En su paso por los festivales de cine más relevantes su propuesta recibió más latigazos que Jim Caviezel en La Pasión de Cristo y, ahora que ha sido estrenada en casi todo el mundo, tampoco puede decirse que su acogida por parte del público masivo equilibrara la cosa. Buena culpa de esta tremenda injusticia la tiene el propio Darren Aronofsky, que con sus anteriores y sobrevaloradas películas demostró que era un pretencioso de mucho cuidado, lo cual, con toda seguridad, ha repercutido por inercia en mala recepción general de La Fuente de la Vida, pero autorías al margen, lo cierto es que su propio fracaso es lo que legitima el estreno como una obra maestra de exquisita factura, intenso trasfondo, y desbordante profundidad. Porque seamos serios… un mundo como el nuestro, tan prosaico, tan egoísta, tan superficial, un mundo donde las películas de M. Night Shyamalan reciben varapalos críticos mientras que Michael Moore gana Palmas de Oro en Cannes, donde Takeshis pierde salas de proyección porque a cualquier actor de segunda fila se la ha dado por rodar una película que le roba el espacio, donde James Bond pasa de ser un tipo refinado a un auténtico gañán, y sobre todo, un mundo atenazado por visiones amojamadas de la cultura responsables de que los temas artísticos realmente importantes (el amor, la muerte, la culpa, la redención, el sacrificio…) pierdan importancia frente a temas de segunda fila como el de los treinteañeros en crisis o la concienciación política coyuntural, no está ni mucho menos preparado para digerir una reflexión ultrarromántica, en clave de poema visual cruciforme, sobre la aceptación de la muerte a través de la creación artística como único camino de alcanzar el amor eterno. Y menos cuando este poema está narrado de una forma tan personal como la escogida por Aronofsky: una historia de amor en tres tiempos (siglo XVI, actualidad y siglo XXVI) y dos dimensiones (prosa y verso).

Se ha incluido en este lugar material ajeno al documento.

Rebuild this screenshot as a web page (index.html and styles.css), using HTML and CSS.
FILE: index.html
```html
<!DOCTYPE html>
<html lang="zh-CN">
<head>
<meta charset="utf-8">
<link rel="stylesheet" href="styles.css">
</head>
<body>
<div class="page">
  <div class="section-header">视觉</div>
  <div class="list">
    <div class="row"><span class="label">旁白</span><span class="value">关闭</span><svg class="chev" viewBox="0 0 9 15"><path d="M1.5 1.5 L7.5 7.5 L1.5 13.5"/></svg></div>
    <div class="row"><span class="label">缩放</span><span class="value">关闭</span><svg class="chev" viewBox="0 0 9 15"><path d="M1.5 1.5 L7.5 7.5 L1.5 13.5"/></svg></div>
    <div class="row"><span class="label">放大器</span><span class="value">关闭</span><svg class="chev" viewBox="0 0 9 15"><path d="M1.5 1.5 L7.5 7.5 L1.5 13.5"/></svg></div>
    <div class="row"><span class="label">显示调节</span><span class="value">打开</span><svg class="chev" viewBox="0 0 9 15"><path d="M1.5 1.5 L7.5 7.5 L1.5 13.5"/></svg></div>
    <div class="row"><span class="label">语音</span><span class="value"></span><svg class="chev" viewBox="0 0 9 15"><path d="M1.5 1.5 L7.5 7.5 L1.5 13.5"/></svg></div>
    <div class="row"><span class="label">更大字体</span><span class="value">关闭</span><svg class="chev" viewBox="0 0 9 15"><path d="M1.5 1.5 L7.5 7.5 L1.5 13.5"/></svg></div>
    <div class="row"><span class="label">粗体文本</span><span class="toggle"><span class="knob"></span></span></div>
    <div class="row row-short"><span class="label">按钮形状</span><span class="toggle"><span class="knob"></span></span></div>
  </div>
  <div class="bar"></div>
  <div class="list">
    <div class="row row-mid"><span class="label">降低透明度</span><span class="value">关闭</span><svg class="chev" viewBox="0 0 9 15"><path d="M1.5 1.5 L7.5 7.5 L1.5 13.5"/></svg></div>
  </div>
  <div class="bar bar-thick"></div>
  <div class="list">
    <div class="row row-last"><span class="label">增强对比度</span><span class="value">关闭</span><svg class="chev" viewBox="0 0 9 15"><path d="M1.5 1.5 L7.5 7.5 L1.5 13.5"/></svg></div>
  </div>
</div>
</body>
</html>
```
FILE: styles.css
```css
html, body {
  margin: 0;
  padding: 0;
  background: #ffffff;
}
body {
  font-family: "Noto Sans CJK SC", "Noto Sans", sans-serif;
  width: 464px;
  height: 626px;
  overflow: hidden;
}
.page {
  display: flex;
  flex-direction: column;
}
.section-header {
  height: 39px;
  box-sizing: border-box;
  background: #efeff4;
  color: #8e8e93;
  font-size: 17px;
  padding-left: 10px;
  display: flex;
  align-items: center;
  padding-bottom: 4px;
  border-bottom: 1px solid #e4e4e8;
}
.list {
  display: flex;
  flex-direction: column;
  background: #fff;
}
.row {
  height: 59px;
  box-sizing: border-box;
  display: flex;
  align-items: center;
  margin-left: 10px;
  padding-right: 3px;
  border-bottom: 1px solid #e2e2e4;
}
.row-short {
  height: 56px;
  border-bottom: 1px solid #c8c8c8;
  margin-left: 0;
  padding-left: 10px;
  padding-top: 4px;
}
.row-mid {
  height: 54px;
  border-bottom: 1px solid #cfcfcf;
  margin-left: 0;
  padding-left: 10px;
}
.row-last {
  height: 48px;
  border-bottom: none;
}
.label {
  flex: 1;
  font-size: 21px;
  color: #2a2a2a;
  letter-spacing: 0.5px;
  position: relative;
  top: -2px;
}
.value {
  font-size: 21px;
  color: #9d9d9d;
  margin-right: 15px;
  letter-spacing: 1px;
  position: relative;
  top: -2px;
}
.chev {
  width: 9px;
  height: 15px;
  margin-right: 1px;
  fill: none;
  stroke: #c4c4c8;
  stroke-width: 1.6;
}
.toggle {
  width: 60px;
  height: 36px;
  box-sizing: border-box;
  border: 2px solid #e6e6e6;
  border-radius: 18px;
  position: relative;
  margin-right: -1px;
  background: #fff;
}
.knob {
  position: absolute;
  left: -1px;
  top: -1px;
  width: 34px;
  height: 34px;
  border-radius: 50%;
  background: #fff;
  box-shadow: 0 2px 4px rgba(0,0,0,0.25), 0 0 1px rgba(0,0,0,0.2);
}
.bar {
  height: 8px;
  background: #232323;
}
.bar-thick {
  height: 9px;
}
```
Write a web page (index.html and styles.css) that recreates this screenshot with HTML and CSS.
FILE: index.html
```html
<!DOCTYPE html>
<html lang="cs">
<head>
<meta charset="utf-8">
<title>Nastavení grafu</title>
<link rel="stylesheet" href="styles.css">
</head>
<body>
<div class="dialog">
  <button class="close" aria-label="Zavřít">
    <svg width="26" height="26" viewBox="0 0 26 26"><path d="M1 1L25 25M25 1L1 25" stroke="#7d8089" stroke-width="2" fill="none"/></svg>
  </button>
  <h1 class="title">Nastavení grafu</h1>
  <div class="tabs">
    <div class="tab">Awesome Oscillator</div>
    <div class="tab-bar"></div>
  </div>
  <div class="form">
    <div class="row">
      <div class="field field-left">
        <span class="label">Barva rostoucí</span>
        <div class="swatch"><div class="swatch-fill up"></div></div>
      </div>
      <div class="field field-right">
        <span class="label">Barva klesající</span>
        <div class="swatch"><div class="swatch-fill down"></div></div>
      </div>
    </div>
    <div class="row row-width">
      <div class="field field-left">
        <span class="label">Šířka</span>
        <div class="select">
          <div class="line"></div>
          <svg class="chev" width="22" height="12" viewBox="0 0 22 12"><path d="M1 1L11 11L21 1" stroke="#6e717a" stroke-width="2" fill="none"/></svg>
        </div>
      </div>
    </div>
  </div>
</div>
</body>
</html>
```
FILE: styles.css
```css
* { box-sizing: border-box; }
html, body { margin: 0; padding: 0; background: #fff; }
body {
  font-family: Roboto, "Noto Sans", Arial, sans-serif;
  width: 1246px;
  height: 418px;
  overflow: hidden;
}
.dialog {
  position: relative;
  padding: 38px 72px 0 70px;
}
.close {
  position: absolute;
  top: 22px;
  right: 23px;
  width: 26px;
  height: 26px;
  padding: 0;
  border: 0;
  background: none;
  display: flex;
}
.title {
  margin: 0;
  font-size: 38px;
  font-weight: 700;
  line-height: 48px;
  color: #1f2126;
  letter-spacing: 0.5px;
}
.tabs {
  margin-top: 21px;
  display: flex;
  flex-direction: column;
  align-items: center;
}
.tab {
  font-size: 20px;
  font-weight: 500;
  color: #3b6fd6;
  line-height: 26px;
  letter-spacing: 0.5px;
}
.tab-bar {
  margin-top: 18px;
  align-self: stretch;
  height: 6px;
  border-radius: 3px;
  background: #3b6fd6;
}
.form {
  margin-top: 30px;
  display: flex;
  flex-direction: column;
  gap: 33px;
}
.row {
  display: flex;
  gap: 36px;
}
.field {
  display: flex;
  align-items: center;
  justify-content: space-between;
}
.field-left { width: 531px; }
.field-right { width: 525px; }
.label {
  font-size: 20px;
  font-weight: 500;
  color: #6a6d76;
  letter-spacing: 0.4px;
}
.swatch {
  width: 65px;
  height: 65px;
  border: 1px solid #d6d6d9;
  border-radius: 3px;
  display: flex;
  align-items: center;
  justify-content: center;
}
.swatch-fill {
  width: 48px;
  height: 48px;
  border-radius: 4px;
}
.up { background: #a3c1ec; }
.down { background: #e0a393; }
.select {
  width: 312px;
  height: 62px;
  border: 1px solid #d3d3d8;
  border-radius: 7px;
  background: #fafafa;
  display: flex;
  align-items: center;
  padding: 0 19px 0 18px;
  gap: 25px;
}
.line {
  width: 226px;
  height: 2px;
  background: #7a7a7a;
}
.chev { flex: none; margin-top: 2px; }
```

Por todo ello, cuando la gente sale de ver La Fuente de la Vida se queda tan sólo con las imágenes new age de un tío pelado orbitando en plan yogui por el espacio, o con esas otras de un conquistador español luchando en pleno éxtasis místico con un sacerdote maya que parece salido de Apocalypto, en lugar de preguntarse por el significado de estas imágenes o, simplemente, dejarse llevar por una historia melodramática de lo más absorbente, unas interpretaciones inconmensurables de Hugh Jackman y Rachel Weisz (esta vez no se trata de una exageración de las mías, se lo juro), una extraordinaria banda sonora obra de Clint Mansell, (quien también compuso la música de las anteriores piezas de Aronofsky), a la altura épica del relato, y una puesta en escena sobresaliente tanto por su preciosismo formal como por su inteligencia de fondo.

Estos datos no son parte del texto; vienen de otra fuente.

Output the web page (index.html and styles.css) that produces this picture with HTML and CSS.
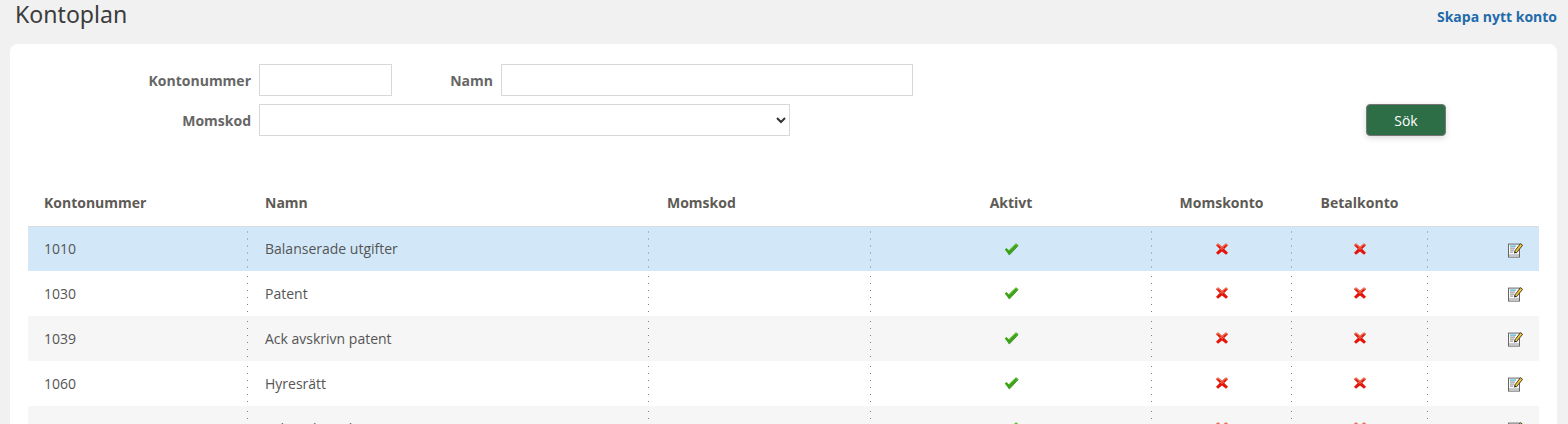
FILE: index.html
```html
<!DOCTYPE html>
<html lang="sv">
<head>
<meta charset="utf-8">
<title>Kontoplan</title>
<link rel="stylesheet" href="styles.css">
</head>
<body>
<svg class="defs" width="0" height="0" aria-hidden="true">
  <symbol id="i-check" viewBox="0 0.6 16 16">
    <path d="M1.8 8 L3.4 6.6 L6 9 L13 2.2 L15.2 3.6 L6.5 13 L5.6 13 Z" fill="#39a313"/>
    <path d="M5.4 12.6 L6.6 13.4 L15.2 4.2" fill="none" stroke="#2c8a18" stroke-width=".9"/>
    <path d="M6.2 8.6 L12.8 2.4 L14.6 3.2" stroke="#7fd24a" stroke-width=".9" fill="none"/>
  </symbol>
  <symbol id="i-cross" viewBox="0 0.6 16 16">
    <path d="M2 3.8 L4 2 L8 5.4 L12 2 L14 3.8 L10.2 7.6 L14 11.4 L12 13.4 L8 10 L4 13.4 L2 11.4 L5.8 7.6 Z" fill="#e5140a"/>
    <path d="M2.6 3.8 L4 2.6 L8 6 L12 2.6 L13.4 3.8" fill="none" stroke="#ec7458" stroke-width="1.3"/>
    <path d="M6 6.5 L8 8 L10 6.5" fill="none" stroke="#ec7458" stroke-width="1"/>
  </symbol>
  <symbol id="i-edit" viewBox="0 0.4 16 16">
    <rect x="1.5" y="2.5" width="11" height="13" fill="#fafafa" stroke="#666"/>
    <rect x="2" y="12.5" width="10" height="2.5" fill="#c6c6c6"/>
    <path d="M3 4.5h6" stroke="#2aa3c6"/>
    <path d="M3 6.5h5M3 8.5h4M3 10.5h3" stroke="#8a8a8a"/>
    <path d="M7.5 9.8 L13.5 2 L15.6 3.7 L9.5 11.2 Z" fill="#f5c52c" stroke="#333" stroke-width=".9"/>
    <path d="M7.5 9.8 L7 12 L9.5 11.2 Z" fill="#111"/>
  </symbol>
</svg>

<header class="top">
  <h1 class="title">Kontoplan</h1>
  <a class="new-link" href="#">Skapa nytt konto</a>
</header>

<main class="card">
  <form class="search">
    <div class="form-row">
      <label class="lbl lbl-first" for="f-nr">Kontonummer</label>
      <input class="field field-nr" id="f-nr" type="text">
      <label class="lbl lbl-second" for="f-namn">Namn</label>
      <input class="field field-namn" id="f-namn" type="text">
    </div>
    <div class="form-row">
      <label class="lbl lbl-first" for="f-moms">Momskod</label>
      <select class="field field-moms" id="f-moms"><option></option></select>
      <button class="btn" type="button">Sök</button>
    </div>
  </form>

  <table class="accounts">
    <colgroup>
      <col class="c1"><col class="c2"><col class="c3"><col class="c4"><col class="c5"><col class="c6"><col class="c7">
    </colgroup>
    <thead>
      <tr><th>Kontonummer</th><th>Namn</th><th class="th-moms">Momskod</th><th class="mid">Aktivt</th><th class="mid">Momskonto</th><th class="mid">Betalkonto</th><th></th></tr>
    </thead>
    <tbody>
      <tr class="selected">
        <td>1010</td><td>Balanserade utgifter</td><td></td>
        <td class="mid"><svg class="ico"><use href="#i-check"/></svg></td>
        <td class="mid"><svg class="ico"><use href="#i-cross"/></svg></td>
        <td class="mid"><svg class="ico"><use href="#i-cross"/></svg></td>
        <td class="end"><svg class="ico"><use href="#i-edit"/></svg></td>
      </tr>
      <tr>
        <td>1030</td><td>Patent</td><td></td>
        <td class="mid"><svg class="ico"><use href="#i-check"/></svg></td>
        <td class="mid"><svg class="ico"><use href="#i-cross"/></svg></td>
        <td class="mid"><svg class="ico"><use href="#i-cross"/></svg></td>
        <td class="end"><svg class="ico"><use href="#i-edit"/></svg></td>
      </tr>
      <tr class="alt">
        <td>1039</td><td>Ack avskrivn patent</td><td></td>
        <td class="mid"><svg class="ico"><use href="#i-check"/></svg></td>
        <td class="mid"><svg class="ico"><use href="#i-cross"/></svg></td>
        <td class="mid"><svg class="ico"><use href="#i-cross"/></svg></td>
        <td class="end"><svg class="ico"><use href="#i-edit"/></svg></td>
      </tr>
      <tr>
        <td>1060</td><td>Hyresrätt</td><td></td>
        <td class="mid"><svg class="ico"><use href="#i-check"/></svg></td>
        <td class="mid"><svg class="ico"><use href="#i-cross"/></svg></td>
        <td class="mid"><svg class="ico"><use href="#i-cross"/></svg></td>
        <td class="end"><svg class="ico"><use href="#i-edit"/></svg></td>
      </tr>
      <tr class="alt">
        <td>1069</td><td>Ack avskrivn hyresrätt</td><td></td>
        <td class="mid"><svg class="ico"><use href="#i-check"/></svg></td>
        <td class="mid"><svg class="ico"><use href="#i-cross"/></svg></td>
        <td class="mid"><svg class="ico"><use href="#i-cross"/></svg></td>
        <td class="end"><svg class="ico"><use href="#i-edit"/></svg></td>
      </tr>
    </tbody>
  </table>
</main>
</body>
</html>
```

FILE: styles.css
```css
* { box-sizing: border-box; }
html, body { height: 424px; overflow: hidden; }
body {
  margin: 0;
  background: #f1f1f1;
  font-family: "Open Sans", "Noto Sans", sans-serif;
  font-size: 14px;
  color: #555;
}
.defs { position: absolute; }

.top {
  height: 44px;
  padding: 0 11px 0 15px;
  display: flex;
  justify-content: space-between;
  align-items: flex-start;
}
.title {
  margin: 0;
  font-family: "Noto Sans", sans-serif;
  font-size: 23.1px;
  font-weight: 400;
  line-height: 28px;
  color: #3c3c3c;
}
.new-link {
  margin-top: 7px;
  font-size: 14px;
  font-weight: 700;
  line-height: 20px;
  color: #1f6bab;
  text-decoration: none;
}

.card {
  margin: 0 11px 0 10px;
  height: 600px;
  padding: 20px 18px;
  background: #fff;
  border-radius: 8px;
}
.search { display: flex; flex-direction: column; gap: 8px; height: 116px; }
.form-row { display: flex; align-items: center; height: 32px; }
.lbl { font-weight: 700; color: #666; text-align: right; }
.lbl-first { width: 223px; margin-right: 8px; }
.lbl-second { width: 101px; margin-right: 8px; }
.field {
  height: 32px;
  border: 1px solid #d8d8d8;
  background: #fff;
  border-radius: 0;
  font: inherit;
  color: #333;
  padding: 0 6px;
}
.field-nr { width: 133px; }
.field-namn { width: 412px; }
.field-moms { width: 531px; }
.btn {
  margin-left: auto;
  margin-right: 93px;
  width: 80px;
  height: 32px;
  background: #2d6e47;
  color: #fff;
  border: 1px solid #777;
  border-radius: 4px;
  font: inherit;
  box-shadow: 0 2px 6px rgba(0,0,0,.15);
}

.accounts { width: 1511px; border-collapse: collapse; table-layout: fixed; }
.c1 { width: 219px; } .c2 { width: 401px; } .c3 { width: 222px; } .c4 { width: 281px; }
.c5 { width: 140px; } .c6 { width: 136px; } .c7 { width: 112px; }
.accounts th {
  height: 46px;
  padding: 0 16px 1px;
  font-weight: 700;
  color: #5e5a55;
  text-align: left;
  border-bottom: 1px solid #dcdcdc;
}
.accounts th:nth-child(n+2), .accounts td:nth-child(n+2) { padding-left: 18px; }
.accounts th.th-moms { padding-left: 19px; }
.accounts td {
  height: 45px;
  padding: 0 16px;
  background-image: linear-gradient(#808080 1px, transparent 1px);
  background-size: 1px 7px;
  background-position: -1px 5px;
  background-repeat: repeat-y;
}
.accounts td:nth-child(n+2) { background-position: 0 5px; }
.accounts th.mid { text-align: center; padding: 0 0 1px 1px; }
.accounts td.mid, .accounts td.end { vertical-align: top; padding-top: 15px; padding-bottom: 0; }
.accounts td.mid { padding-left: 1px; padding-right: 0; }
.accounts td.end { padding-right: 16px; padding-left: 0; }
.selected { background: #d2e8f9; }
.alt { background: #f6f6f6; }
.ico { display: block; width: 16px; height: 16px; margin: 0 auto; }
.end .ico { margin-right: 0; }
```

Si entran al trapo, y es cierto que la película requiere cierto esfuerzo por parte del espectador para que esto ocurra, vivirán una experiencia cinematográfica de primer orden que tardarán, como yo, meses en quitarse de la cabeza, de lo contrario, se dejarán llevar por el signo de los tiempos y seguirán pensando, por este orden, que Darren Aronofsky es un cineasta mediocre con ganas de llamar la atención, que La Fuente de la Vida es una paja mental de dimensiones cósmicas y que, donde se ponga Mar Adentro, que se quiten el resto de películas sobre la muerte… En cualquier caso, el tiempo pondrá a todo el mundo en su sitio.